The Missouri Supreme Court clarified the bounds of Knese in Strong v. State, 263 S.W.3d 636 (Mo. banc 2008). Strong acknowledged that, " 'where a criminal defendant is deprived of the right to a fair and impartial jury, prejudice therefrom is presumed.'" Id. at 647 (quoting Everage v. State, 229 S.W.3d 99, 102 (Mo. App. W.D. 2007)). The Court emphasized, however, that " 'in order to avail himself of this presumption, [the defendant] must establish that the errors complained of resulted in his trial by a jury that was not fair and impartial.'" Id. (quoting Everage, 229 S.W.3d at 102).
Strong stated that, in Knese, the movant " showed by a preponderance of the evidence that counsel's errors resulted in the empanelling of biased jurors, depriving the defendants of their right to a fair and impartial jury." 263 S.W.3d at 648. Consistent with Hultz, Strong holds that " 'a movant is entitled to a presumption of prejudice resulting from counsel's ineffective assistance during the jury selection process only if the movant can show that a biased venireperson ultimately served on the jury.'" Id. (quoting Scott v. State, 183 S.W.3d 244, 248 (Mo. App. E.D. 2005)); see also White v. State, 290 S.W.3d 162, 165 & n.1 (Mo. App. E.D. 2009).
Thus, where a post-conviction relief movant proves by a preponderance of the evidence that biased venirepersons served on the jury, and that he was accordingly denied a fair and impartial jury, prejudice will be presumed. In such a case, it is unnecessary for the movant to demonstrate that the biased jurors had any particular effect on the jury's verdict (a showing which would likely be impossible except in rare cases). In this case, however, Christian has not demonstrated that any biased venireperson ultimately served on his jury as a result of counsel's deficient voir dire examination. Instead, Christian has at best raised the possibility that additional questioning of the venire panel may have revealed juror bias; he has produced no evidence that any juror who ultimately served actually believed that his prior convictions constituted evidence of guilt. Cf. McFarland v. State, 338 S.W.3d 846, 850 n.3 (Mo. App. S.D. 2011) (presumption of prejudice inapplicable where juror's " responses during voir dire were ambiguous" as to whether he harbored any bias against the defendant). No presumption of prejudice applies in this case.

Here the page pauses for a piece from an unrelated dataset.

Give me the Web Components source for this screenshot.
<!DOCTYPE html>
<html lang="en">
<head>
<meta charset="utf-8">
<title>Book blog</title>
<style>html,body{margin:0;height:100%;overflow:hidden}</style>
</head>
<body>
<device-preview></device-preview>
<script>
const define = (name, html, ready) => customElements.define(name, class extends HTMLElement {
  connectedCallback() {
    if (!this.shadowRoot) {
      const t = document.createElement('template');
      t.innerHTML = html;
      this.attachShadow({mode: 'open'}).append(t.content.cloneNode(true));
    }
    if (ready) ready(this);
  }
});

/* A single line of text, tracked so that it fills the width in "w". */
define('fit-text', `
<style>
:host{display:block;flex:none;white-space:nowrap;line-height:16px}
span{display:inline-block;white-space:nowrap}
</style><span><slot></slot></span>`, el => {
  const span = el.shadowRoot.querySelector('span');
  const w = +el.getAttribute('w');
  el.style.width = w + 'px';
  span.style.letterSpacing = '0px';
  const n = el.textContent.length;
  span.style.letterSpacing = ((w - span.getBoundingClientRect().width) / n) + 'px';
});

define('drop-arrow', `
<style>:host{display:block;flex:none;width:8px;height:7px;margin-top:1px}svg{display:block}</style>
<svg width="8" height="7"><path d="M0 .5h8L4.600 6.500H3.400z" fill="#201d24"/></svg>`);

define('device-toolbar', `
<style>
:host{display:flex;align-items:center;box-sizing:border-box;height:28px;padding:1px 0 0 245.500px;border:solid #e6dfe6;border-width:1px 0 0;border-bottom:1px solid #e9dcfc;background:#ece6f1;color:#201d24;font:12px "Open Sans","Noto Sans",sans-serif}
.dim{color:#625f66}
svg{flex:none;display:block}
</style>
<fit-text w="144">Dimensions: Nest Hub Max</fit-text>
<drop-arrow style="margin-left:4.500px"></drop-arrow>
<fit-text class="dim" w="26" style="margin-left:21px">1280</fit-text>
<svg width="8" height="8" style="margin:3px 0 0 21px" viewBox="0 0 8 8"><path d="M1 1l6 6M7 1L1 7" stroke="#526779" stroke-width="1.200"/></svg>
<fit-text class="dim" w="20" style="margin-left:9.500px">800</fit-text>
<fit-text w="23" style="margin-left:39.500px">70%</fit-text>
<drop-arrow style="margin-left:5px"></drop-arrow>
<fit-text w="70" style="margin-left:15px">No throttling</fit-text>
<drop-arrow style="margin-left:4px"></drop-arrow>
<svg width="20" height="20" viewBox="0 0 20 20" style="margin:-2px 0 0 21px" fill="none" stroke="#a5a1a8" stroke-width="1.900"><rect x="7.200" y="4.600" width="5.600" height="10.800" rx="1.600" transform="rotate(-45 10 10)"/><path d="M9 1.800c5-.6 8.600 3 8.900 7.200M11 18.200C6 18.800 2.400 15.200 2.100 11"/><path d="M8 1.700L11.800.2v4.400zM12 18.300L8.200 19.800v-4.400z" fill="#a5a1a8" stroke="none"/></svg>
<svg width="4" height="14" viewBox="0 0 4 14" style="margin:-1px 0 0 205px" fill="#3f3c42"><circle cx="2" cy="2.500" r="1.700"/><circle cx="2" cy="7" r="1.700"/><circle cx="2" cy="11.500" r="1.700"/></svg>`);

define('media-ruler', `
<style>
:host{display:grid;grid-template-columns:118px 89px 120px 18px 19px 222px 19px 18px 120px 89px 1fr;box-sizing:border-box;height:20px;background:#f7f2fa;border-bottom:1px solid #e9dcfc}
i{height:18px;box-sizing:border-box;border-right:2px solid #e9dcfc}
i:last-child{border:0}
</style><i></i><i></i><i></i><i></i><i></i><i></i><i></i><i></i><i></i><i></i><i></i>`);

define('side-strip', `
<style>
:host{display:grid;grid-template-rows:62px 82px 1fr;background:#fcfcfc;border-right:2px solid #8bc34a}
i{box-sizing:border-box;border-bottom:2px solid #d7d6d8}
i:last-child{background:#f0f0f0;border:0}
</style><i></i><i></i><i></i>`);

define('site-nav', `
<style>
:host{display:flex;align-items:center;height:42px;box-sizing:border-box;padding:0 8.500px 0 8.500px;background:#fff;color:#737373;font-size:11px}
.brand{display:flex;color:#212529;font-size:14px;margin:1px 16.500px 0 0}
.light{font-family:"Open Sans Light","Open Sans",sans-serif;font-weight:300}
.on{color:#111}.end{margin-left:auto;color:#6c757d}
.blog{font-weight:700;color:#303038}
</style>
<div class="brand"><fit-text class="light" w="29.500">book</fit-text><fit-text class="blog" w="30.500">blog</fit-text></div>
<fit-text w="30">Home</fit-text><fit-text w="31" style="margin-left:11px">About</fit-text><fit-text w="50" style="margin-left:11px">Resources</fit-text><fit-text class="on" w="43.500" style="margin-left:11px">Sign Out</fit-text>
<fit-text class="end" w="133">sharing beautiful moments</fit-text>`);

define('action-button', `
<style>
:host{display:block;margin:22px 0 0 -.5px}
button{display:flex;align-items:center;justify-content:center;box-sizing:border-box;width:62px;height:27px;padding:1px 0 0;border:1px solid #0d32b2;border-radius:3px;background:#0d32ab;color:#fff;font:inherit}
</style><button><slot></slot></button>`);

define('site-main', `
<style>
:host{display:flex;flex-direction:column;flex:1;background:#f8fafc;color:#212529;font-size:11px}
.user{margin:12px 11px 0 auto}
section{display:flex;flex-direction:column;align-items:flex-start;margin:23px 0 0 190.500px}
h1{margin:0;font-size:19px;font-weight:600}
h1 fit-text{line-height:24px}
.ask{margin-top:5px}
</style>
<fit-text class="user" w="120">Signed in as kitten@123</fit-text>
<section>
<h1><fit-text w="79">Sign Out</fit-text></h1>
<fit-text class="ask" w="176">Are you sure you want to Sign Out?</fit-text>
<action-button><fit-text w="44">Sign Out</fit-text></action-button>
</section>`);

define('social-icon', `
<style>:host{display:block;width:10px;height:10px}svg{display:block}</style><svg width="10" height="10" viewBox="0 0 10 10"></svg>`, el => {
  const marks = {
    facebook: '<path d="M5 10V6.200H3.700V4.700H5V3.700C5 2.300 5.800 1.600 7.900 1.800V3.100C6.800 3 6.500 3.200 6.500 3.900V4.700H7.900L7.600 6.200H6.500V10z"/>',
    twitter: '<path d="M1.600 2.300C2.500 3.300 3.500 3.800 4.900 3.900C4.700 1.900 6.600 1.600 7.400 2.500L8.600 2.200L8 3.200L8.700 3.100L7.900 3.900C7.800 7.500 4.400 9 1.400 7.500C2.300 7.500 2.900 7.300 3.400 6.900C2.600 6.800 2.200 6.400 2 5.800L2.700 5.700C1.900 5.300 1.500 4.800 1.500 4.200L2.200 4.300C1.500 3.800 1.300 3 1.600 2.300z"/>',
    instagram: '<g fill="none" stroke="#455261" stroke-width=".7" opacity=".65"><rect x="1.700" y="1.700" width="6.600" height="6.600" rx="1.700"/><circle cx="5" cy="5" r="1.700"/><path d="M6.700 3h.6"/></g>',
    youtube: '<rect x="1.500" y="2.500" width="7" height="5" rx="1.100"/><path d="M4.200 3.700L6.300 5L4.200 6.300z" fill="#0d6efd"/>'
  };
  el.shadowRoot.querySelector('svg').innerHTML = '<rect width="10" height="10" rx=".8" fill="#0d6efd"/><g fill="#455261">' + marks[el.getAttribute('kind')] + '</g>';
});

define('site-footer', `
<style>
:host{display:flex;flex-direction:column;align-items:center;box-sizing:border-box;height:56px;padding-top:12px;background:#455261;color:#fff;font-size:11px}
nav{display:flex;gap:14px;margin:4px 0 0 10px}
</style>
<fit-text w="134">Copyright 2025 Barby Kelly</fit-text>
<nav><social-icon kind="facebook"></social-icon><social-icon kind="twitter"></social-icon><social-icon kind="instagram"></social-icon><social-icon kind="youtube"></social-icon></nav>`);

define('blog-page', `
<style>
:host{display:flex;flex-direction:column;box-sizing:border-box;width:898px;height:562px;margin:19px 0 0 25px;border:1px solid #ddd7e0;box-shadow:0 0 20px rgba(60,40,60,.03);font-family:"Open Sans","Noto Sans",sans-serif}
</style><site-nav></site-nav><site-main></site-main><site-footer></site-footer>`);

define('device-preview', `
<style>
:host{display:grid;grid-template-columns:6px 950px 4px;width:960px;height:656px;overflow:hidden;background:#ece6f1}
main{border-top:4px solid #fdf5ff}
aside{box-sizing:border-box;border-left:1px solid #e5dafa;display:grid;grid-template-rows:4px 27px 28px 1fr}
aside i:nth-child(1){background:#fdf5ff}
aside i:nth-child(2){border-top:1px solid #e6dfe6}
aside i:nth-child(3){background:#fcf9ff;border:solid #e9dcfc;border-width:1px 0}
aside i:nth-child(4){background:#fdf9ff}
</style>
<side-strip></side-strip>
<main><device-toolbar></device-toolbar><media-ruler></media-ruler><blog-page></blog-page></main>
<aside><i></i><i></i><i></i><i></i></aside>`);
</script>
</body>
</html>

We recognize that, because Christian alleges that counsel failed to make inquiries which may have revealed juror bias, it may be difficult -- if not impossible -- for him to prove by a preponderance of the evidence that a biased juror was in fact empanelled
in his case, or that he was otherwise prejudiced by counsel's actions. The Missouri Supreme Court faced a similar situation in Strong. In that case, a post-conviction relief movant argued that his counsel was ineffective for failing to assert a Batson  challenge to the prosecution's peremptory strikes of certain prospective jurors. The Missouri Supreme Court held that the Strickland prejudice standard applied to the movant's claim, even though the Court recognized that showing a reasonable probability of a different outcome might well be impossible where qualified venirepersons were improperly excluded from a jury. 263 S.W.3d at 648 (quoting Young v. Bowersox, 161 F.3d 1159, 1160-61 (8th Cir. 1998)). While it may be difficult, or even impossible, for Christian to show that counsel's deficient performance in jury selection prejudiced him, Strong holds that this does not justify relaxing the Strickland standard.
Under the Strickland test, deficient performance by counsel will justify a new trial only where the movant establishes a reasonable probability of a different outcome if counsel had acted competently. The trial court did not clearly err in concluding that Christian had failed to prove prejudice under this standard. As the circuit court noted, defense counsel tendered to the court, and the court delivered, an instruction advising the jury that it could use Christian's prior convictions only to assess his credibility, not as substantive evidence of his guilt. Patterned after MAI 310.10, this instruction stated:
If you find and believe from the evidence that defendant pled guilty to the offense of Assault in the First Degree and Armed Criminal Action, you may consider that evidence for the sole purpose of deciding the believability of the defendant and the weight to be given to his testimony and for no other purpose. You must not consider such previous plea of guilty as any evidence that the defendant is guilty of any offense for which he is now on trial.
" In the absence of exceptional circumstances, we assume the jury obeyed the trial court's directions and followed its instructions." Boone v. State, 147 S.W.3d 801, 808 (Mo. App. E.D. 2004); see also, e.g., State v. Forrest, 183 S.W.3d 218, 229 (Mo. banc 2006). Since the jury was properly instructed that they could weigh Christian's prior convictions only to assess his credibility, we presume that the jury did not use his convictions as evidence of guilt, despite counsel's failure to secure this commitment from the jurors during voir dire.
In addition, the trial court did not clearly err in concluding that the overwhelming weight of the evidence against Christian also defeated his claim of prejudice. Four
of the five law enforcement officers involved in the incident identified Christian as the individual who shot at them. The evidence indicated that Christian's gun had fired several of the spent shells recovered at the scene. In his own testimony, Christian admitted that he had fired at the officers, although he claimed that he had acted in self-defense because he believed the officers intended to kill him, and only returned fire after they shot first. The jury was free to reject Christian's self-serving testimony (and was entitled to consider his prior felony convictions in assessing the credibility of his account).
Because he did not meet his burden of proving prejudice by a preponderance of the evidence, the circuit court did not clearly err in denying Christian's motion for post-conviction relief.
The circuit court's judgment is affirmed.